In the predawn hours Thursday, the Florida Department of Transportation sent crews to Orlando’s Pulse nightclub memorial and quietly erased one of its most visible tributes: the rainbow crosswalk that had stretched across West Esther Street since 2017. By sunrise, the vibrant symbol of resilience had been replaced with the stark black-and-white lines of a standard crossing.
Protests over the latest effort by the DeSantis administration to erase the LBGTQ+ community began almost immediately after the repainting was discovered. Orlando residents showed up with chalk and a message for DeSantis – “We will not be erased!”
“In the middle of the night, FDOT painted over our rainbow crosswalk at the Pulse Memorial,” Florida state Rep. Anna V. Eskamani, a Democrat from Orlando, posted on X. “A tragedy that we have worked so hard to find power in pain. A rainbow crosswalk that sparked joy and showed our love for all people.”
In an interview with The Advocate, Eskamani said Orlando officials had been working within FDOT protocols to preserve the rainbow crosswalk, citing its significance not only to LGBTQ+ Floridians but to the city as a whole. “We experienced a tragedy of 49, mostly LGBTQ+ people, being murdered almost 10 years ago. And so we wanted to preserve this crosswalk,” she said. “Then, apparently, in the middle of the night, FDOT painted over it, with no notice, no warning, and did not tell the city. We only found out this morning because there was no more crosswalk there. It’s so incredibly shameful. Doing it in the middle of the night emphasizes that you’re trying to hide your bigotry.”
At the site on Thursday morning, State Sen. Carlos Guillermo Smith said “I cannot believe that the DeSantis administration has engaged in this hostile act against the city of Orlando, that they have insulted the families and survivors of this horrific tragedy, and that they have done this in this way,” Smith said. “Of course, they did this in the middle of the night because they knew what they were doing was wrong. I hope the City of Orlando paints these colors back onto their property and that they sue the state of Florida.”
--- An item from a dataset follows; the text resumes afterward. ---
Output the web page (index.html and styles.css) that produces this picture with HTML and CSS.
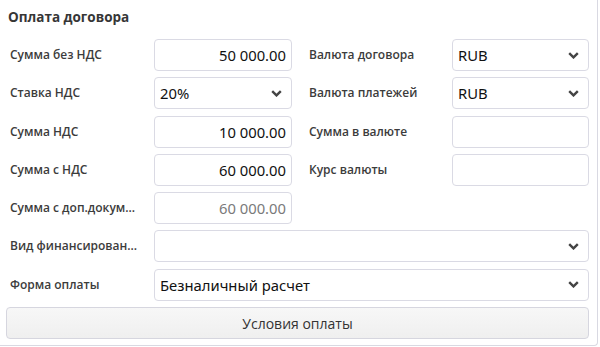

Orlando Mayor Buddy Dyer issued his own blistering statement Thursday, calling the removal “a cruel political act.” “We are devastated to learn that overnight the state painted over the Pulse Memorial crosswalk on Orange Avenue,” Dyer said. “This callous action of hastily removing part of a memorial to what was at the time our nation’s largest mass shooting, without any supporting safety data, or discussion is a cruel political act.”